◆ EXERCISE DIRECTIONS ◆
Return the listing below exactly, with the pictures dropped.

◆ COLLECTED DATA ◆
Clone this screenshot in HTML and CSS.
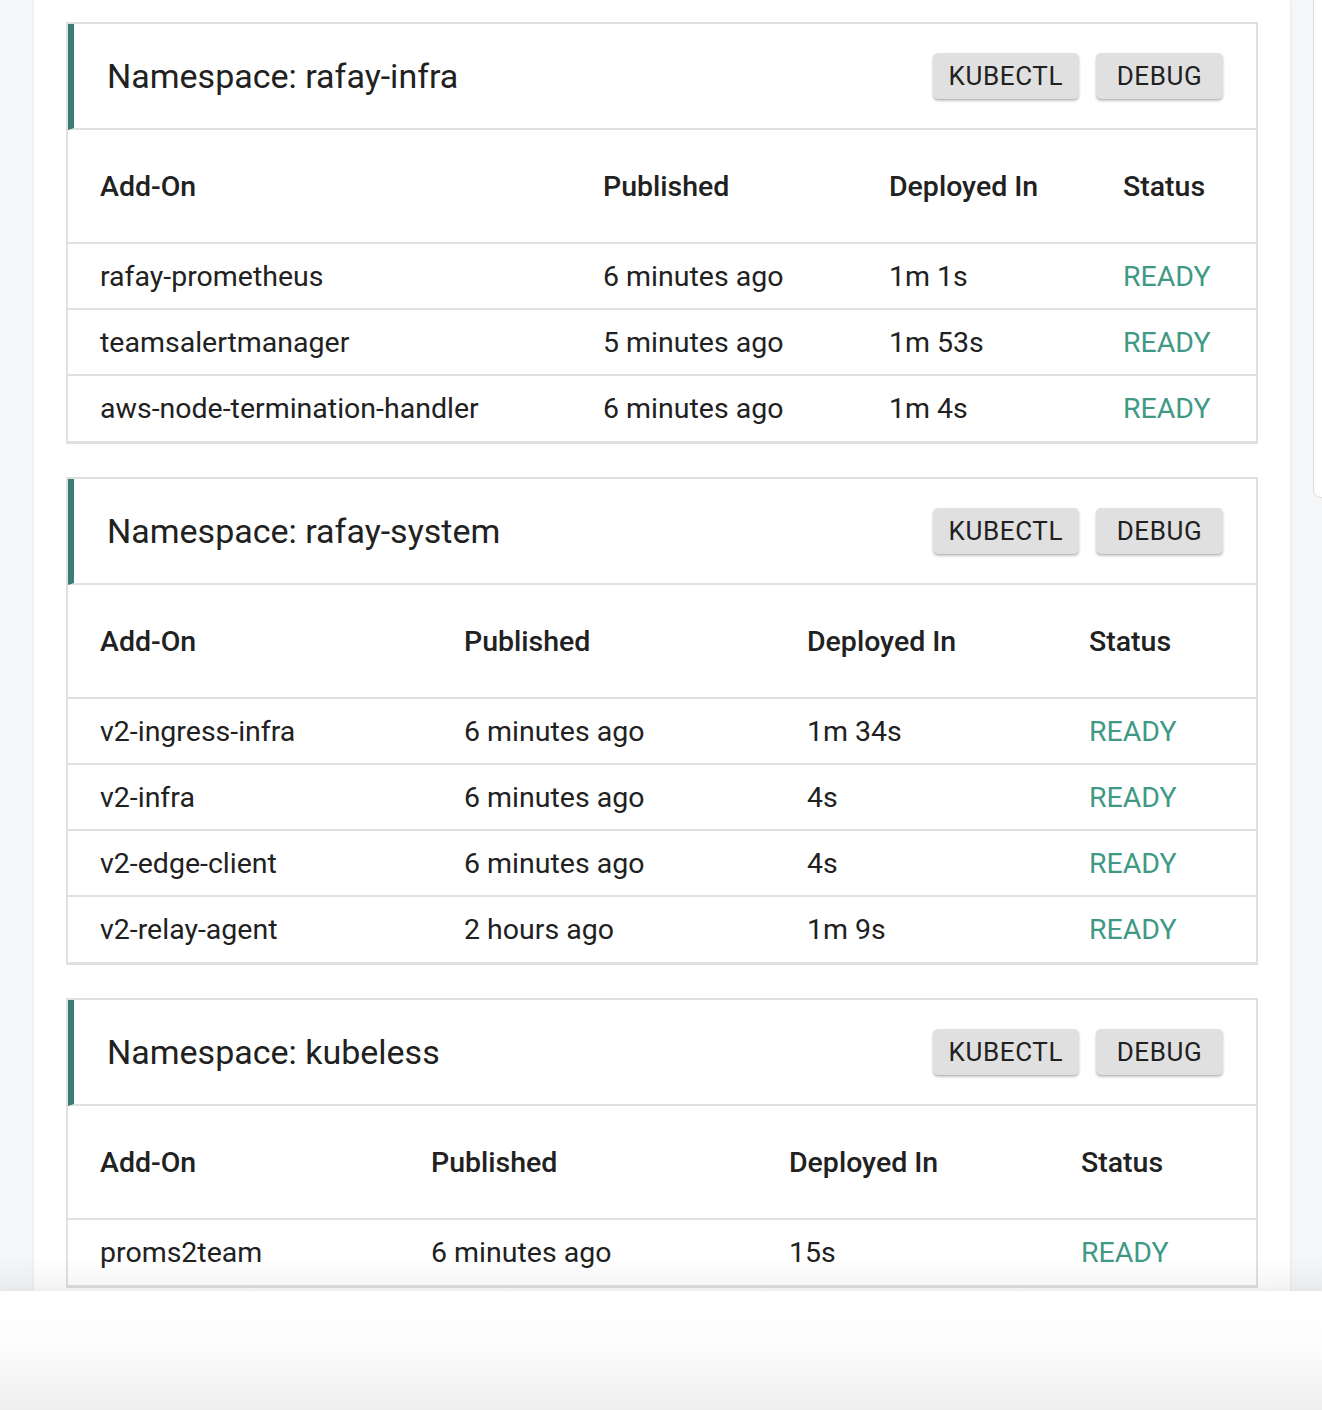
FILE: index.html
```html
<!DOCTYPE html>
<html lang="en">
<head>
<meta charset="utf-8">
<title>Add-Ons by Namespace</title>
<link rel="stylesheet" href="styles.css">
</head>
<body>
<div class="screen">
  <div class="viewport">
    <div class="side-popup"></div>
    <main class="panel">

      <section class="ns-card">
        <header class="ns-head">
          <h2 class="ns-title">Namespace: rafay-infra</h2>
          <div class="ns-actions">
            <button class="btn">KUBECTL</button>
            <button class="btn">DEBUG</button>
          </div>
        </header>
        <table class="addons t-infra">
          <colgroup><col class="c1"><col class="c2"><col class="c3"><col class="c4"></colgroup>
          <thead>
            <tr><th>Add-On</th><th>Published</th><th>Deployed In</th><th>Status</th></tr>
          </thead>
          <tbody>
            <tr><td>rafay-prometheus</td><td>6 minutes ago</td><td>1m 1s</td><td class="ready">READY</td></tr>
            <tr><td>teamsalertmanager</td><td>5 minutes ago</td><td>1m 53s</td><td class="ready">READY</td></tr>
            <tr><td>aws-node-termination-handler</td><td>6 minutes ago</td><td>1m 4s</td><td class="ready">READY</td></tr>
          </tbody>
        </table>
      </section>

      <section class="ns-card">
        <header class="ns-head">
          <h2 class="ns-title">Namespace: rafay-system</h2>
          <div class="ns-actions">
            <button class="btn">KUBECTL</button>
            <button class="btn">DEBUG</button>
          </div>
        </header>
        <table class="addons t-system">
          <colgroup><col class="c1"><col class="c2"><col class="c3"><col class="c4"></colgroup>
          <thead>
            <tr><th>Add-On</th><th>Published</th><th>Deployed In</th><th>Status</th></tr>
          </thead>
          <tbody>
            <tr><td>v2-ingress-infra</td><td>6 minutes ago</td><td>1m 34s</td><td class="ready">READY</td></tr>
            <tr><td>v2-infra</td><td>6 minutes ago</td><td>4s</td><td class="ready">READY</td></tr>
            <tr><td>v2-edge-client</td><td>6 minutes ago</td><td>4s</td><td class="ready">READY</td></tr>
            <tr><td>v2-relay-agent</td><td>2 hours ago</td><td>1m 9s</td><td class="ready">READY</td></tr>
          </tbody>
        </table>
      </section>

      <section class="ns-card">
        <header class="ns-head">
          <h2 class="ns-title">Namespace: kubeless</h2>
          <div class="ns-actions">
            <button class="btn">KUBECTL</button>
            <button class="btn">DEBUG</button>
          </div>
        </header>
        <table class="addons t-kubeless">
          <colgroup><col class="c1"><col class="c2"><col class="c3"><col class="c4"></colgroup>
          <thead>
            <tr><th>Add-On</th><th>Published</th><th>Deployed In</th><th>Status</th></tr>
          </thead>
          <tbody>
            <tr><td>proms2team</td><td>6 minutes ago</td><td>15s</td><td class="ready">READY</td></tr>
          </tbody>
        </table>
      </section>

    </main>
  </div>
  <div class="bottom-sheet"></div>
</div>
</body>
</html>
```

FILE: styles.css
```css
* { box-sizing: border-box; }

html, body {
  margin: 0;
  padding: 0;
  background: #ffffff;
}

body {
  font-family: Roboto, "Liberation Sans", Arial, sans-serif;
  color: #212121;
}

.screen {
  width: 1322px;
  height: 1410px;
  display: flex;
  flex-direction: column;
  overflow: hidden;
}

.viewport {
  position: relative;
  height: 1291px;
  flex: 0 0 1291px;
  background: #f5f6f8;
  padding: 0 32px 0 34px;
  overflow: hidden;
}

.viewport::after {
  content: "";
  position: absolute;
  left: 0;
  right: 0;
  bottom: 0;
  height: 34px;
  background: linear-gradient(to bottom, rgba(0,0,0,0), rgba(0,0,0,0.045));
  pointer-events: none;
}

.side-popup {
  position: absolute;
  top: -10px;
  left: 1313px;
  width: 40px;
  height: 508px;
  background: #ffffff;
  border: 1px solid #dcdcdc;
  border-radius: 0 0 0 8px;
}

.panel {
  background: #ffffff;
  height: 100%;
  padding: 22px 32px 0 32px;
  box-shadow: 0 0 3px rgba(0,0,0,0.10);
  display: flex;
  flex-direction: column;
  gap: 33px;
}

.ns-card {
  border: 2px solid #e0e0e0;
  border-bottom-width: 3px;
  background: #ffffff;
}

.ns-head {
  display: flex;
  align-items: center;
  justify-content: space-between;
  height: 106px;
  border-left: 6px solid #3a7d78;
  border-bottom: 2px solid #e0e0e0;
  padding: 0 33px 0 33px;
}

.ns-title {
  margin: 0;
  font-size: 34px;
  font-weight: 400;
  color: #212121;
}

.ns-actions {
  display: flex;
  gap: 17px;
}

.btn {
  font-family: Roboto, "Liberation Sans", Arial, sans-serif;
  font-size: 26px;
  font-weight: 400;
  letter-spacing: 0.6px;
  color: #212121;
  background: #e0e0e0;
  border: none;
  border-radius: 5px;
  height: 46px;
  min-width: 127px;
  padding: 0 16px;
  box-shadow: 0 2px 3px rgba(0,0,0,0.22), 0 1px 1px rgba(0,0,0,0.10);
  cursor: pointer;
}

.addons {
  width: 100%;
  border-collapse: collapse;
  table-layout: fixed;
  font-size: 28.5px;
}

.addons th,
.addons td {
  text-align: left;
  padding: 0 8px 0 32px;
  white-space: nowrap;
  vertical-align: middle;
}

.addons th {
  height: 113px;
  font-weight: 500;
  color: #212121;
}

.addons td {
  height: 66px;
  font-weight: 400;
  color: #212121;
}

.addons thead tr,
.addons tbody tr {
  border-bottom: 2px solid #e0e0e0;
}

.addons tbody tr:last-child {
  border-bottom: none;
}

.addons td.ready {
  color: #3f9985;
}

.t-infra .c1 { width: 503px; }
.t-infra .c2 { width: 286px; }
.t-infra .c3 { width: 234px; }
.t-infra .c4 { width: 165px; }

.t-system .c1 { width: 364px; }
.t-system .c2 { width: 343px; }
.t-system .c3 { width: 282px; }
.t-system .c4 { width: 199px; }

.t-kubeless .c1 { width: 331px; }
.t-kubeless .c2 { width: 358px; }
.t-kubeless .c3 { width: 292px; }
.t-kubeless .c4 { width: 207px; }

.bottom-sheet {
  flex: 1 1 auto;
  background: linear-gradient(to bottom, #ffffff 0%, #fdfdfd 45%, #efefef 100%);
  box-shadow: 0 -2px 6px rgba(0,0,0,0.03);
  position: relative;
}
```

◆ REPLY ◆
Clone this screenshot in HTML and CSS.
FILE: index.html
```html
<!DOCTYPE html>
<html lang="en">
<head>
<meta charset="utf-8">
<title>Add-Ons by Namespace</title>
<link rel="stylesheet" href="styles.css">
</head>
<body>
<div class="screen">
  <div class="viewport">
    <div class="side-popup"></div>
    <main class="panel">

      <section class="ns-card">
        <header class="ns-head">
          <h2 class="ns-title">Namespace: rafay-infra</h2>
          <div class="ns-actions">
            <button class="btn">KUBECTL</button>
            <button class="btn">DEBUG</button>
          </div>
        </header>
        <table class="addons t-infra">
          <colgroup><col class="c1"><col class="c2"><col class="c3"><col class="c4"></colgroup>
          <thead>
            <tr><th>Add-On</th><th>Published</th><th>Deployed In</th><th>Status</th></tr>
          </thead>
          <tbody>
            <tr><td>rafay-prometheus</td><td>6 minutes ago</td><td>1m 1s</td><td class="ready">READY</td></tr>
            <tr><td>teamsalertmanager</td><td>5 minutes ago</td><td>1m 53s</td><td class="ready">READY</td></tr>
            <tr><td>aws-node-termination-handler</td><td>6 minutes ago</td><td>1m 4s</td><td class="ready">READY</td></tr>
          </tbody>
        </table>
      </section>

      <section class="ns-card">
        <header class="ns-head">
          <h2 class="ns-title">Namespace: rafay-system</h2>
          <div class="ns-actions">
            <button class="btn">KUBECTL</button>
            <button class="btn">DEBUG</button>
          </div>
        </header>
        <table class="addons t-system">
          <colgroup><col class="c1"><col class="c2"><col class="c3"><col class="c4"></colgroup>
          <thead>
            <tr><th>Add-On</th><th>Published</th><th>Deployed In</th><th>Status</th></tr>
          </thead>
          <tbody>
            <tr><td>v2-ingress-infra</td><td>6 minutes ago</td><td>1m 34s</td><td class="ready">READY</td></tr>
            <tr><td>v2-infra</td><td>6 minutes ago</td><td>4s</td><td class="ready">READY</td></tr>
            <tr><td>v2-edge-client</td><td>6 minutes ago</td><td>4s</td><td class="ready">READY</td></tr>
            <tr><td>v2-relay-agent</td><td>2 hours ago</td><td>1m 9s</td><td class="ready">READY</td></tr>
          </tbody>
        </table>
      </section>

      <section class="ns-card">
        <header class="ns-head">
          <h2 class="ns-title">Namespace: kubeless</h2>
          <div class="ns-actions">
            <button class="btn">KUBECTL</button>
            <button class="btn">DEBUG</button>
          </div>
        </header>
        <table class="addons t-kubeless">
          <colgroup><col class="c1"><col class="c2"><col class="c3"><col class="c4"></colgroup>
          <thead>
            <tr><th>Add-On</th><th>Published</th><th>Deployed In</th><th>Status</th></tr>
          </thead>
          <tbody>
            <tr><td>proms2team</td><td>6 minutes ago</td><td>15s</td><td class="ready">READY</td></tr>
          </tbody>
        </table>
      </section>

    </main>
  </div>
  <div class="bottom-sheet"></div>
</div>
</body>
</html>
```

FILE: styles.css
```css
* { box-sizing: border-box; }

html, body {
  margin: 0;
  padding: 0;
  background: #ffffff;
}

body {
  font-family: Roboto, "Liberation Sans", Arial, sans-serif;
  color: #212121;
}

.screen {
  width: 1322px;
  height: 1410px;
  display: flex;
  flex-direction: column;
  overflow: hidden;
}

.viewport {
  position: relative;
  height: 1291px;
  flex: 0 0 1291px;
  background: #f5f6f8;
  padding: 0 32px 0 34px;
  overflow: hidden;
}

.viewport::after {
  content: "";
  position: absolute;
  left: 0;
  right: 0;
  bottom: 0;
  height: 34px;
  background: linear-gradient(to bottom, rgba(0,0,0,0), rgba(0,0,0,0.045));
  pointer-events: none;
}

.side-popup {
  position: absolute;
  top: -10px;
  left: 1313px;
  width: 40px;
  height: 508px;
  background: #ffffff;
  border: 1px solid #dcdcdc;
  border-radius: 0 0 0 8px;
}

.panel {
  background: #ffffff;
  height: 100%;
  padding: 22px 32px 0 32px;
  box-shadow: 0 0 3px rgba(0,0,0,0.10);
  display: flex;
  flex-direction: column;
  gap: 33px;
}

.ns-card {
  border: 2px solid #e0e0e0;
  border-bottom-width: 3px;
  background: #ffffff;
}

.ns-head {
  display: flex;
  align-items: center;
  justify-content: space-between;
  height: 106px;
  border-left: 6px solid #3a7d78;
  border-bottom: 2px solid #e0e0e0;
  padding: 0 33px 0 33px;
}

.ns-title {
  margin: 0;
  font-size: 34px;
  font-weight: 400;
  color: #212121;
}

.ns-actions {
  display: flex;
  gap: 17px;
}

.btn {
  font-family: Roboto, "Liberation Sans", Arial, sans-serif;
  font-size: 26px;
  font-weight: 400;
  letter-spacing: 0.6px;
  color: #212121;
  background: #e0e0e0;
  border: none;
  border-radius: 5px;
  height: 46px;
  min-width: 127px;
  padding: 0 16px;
  box-shadow: 0 2px 3px rgba(0,0,0,0.22), 0 1px 1px rgba(0,0,0,0.10);
  cursor: pointer;
}

.addons {
  width: 100%;
  border-collapse: collapse;
  table-layout: fixed;
  font-size: 28.5px;
}

.addons th,
.addons td {
  text-align: left;
  padding: 0 8px 0 32px;
  white-space: nowrap;
  vertical-align: middle;
}

.addons th {
  height: 113px;
  font-weight: 500;
  color: #212121;
}

.addons td {
  height: 66px;
  font-weight: 400;
  color: #212121;
}

.addons thead tr,
.addons tbody tr {
  border-bottom: 2px solid #e0e0e0;
}

.addons tbody tr:last-child {
  border-bottom: none;
}

.addons td.ready {
  color: #3f9985;
}

.t-infra .c1 { width: 503px; }
.t-infra .c2 { width: 286px; }
.t-infra .c3 { width: 234px; }
.t-infra .c4 { width: 165px; }

.t-system .c1 { width: 364px; }
.t-system .c2 { width: 343px; }
.t-system .c3 { width: 282px; }
.t-system .c4 { width: 199px; }

.t-kubeless .c1 { width: 331px; }
.t-kubeless .c2 { width: 358px; }
.t-kubeless .c3 { width: 292px; }
.t-kubeless .c4 { width: 207px; }

.bottom-sheet {
  flex: 1 1 auto;
  background: linear-gradient(to bottom, #ffffff 0%, #fdfdfd 45%, #efefef 100%);
  box-shadow: 0 -2px 6px rgba(0,0,0,0.03);
  position: relative;
}
```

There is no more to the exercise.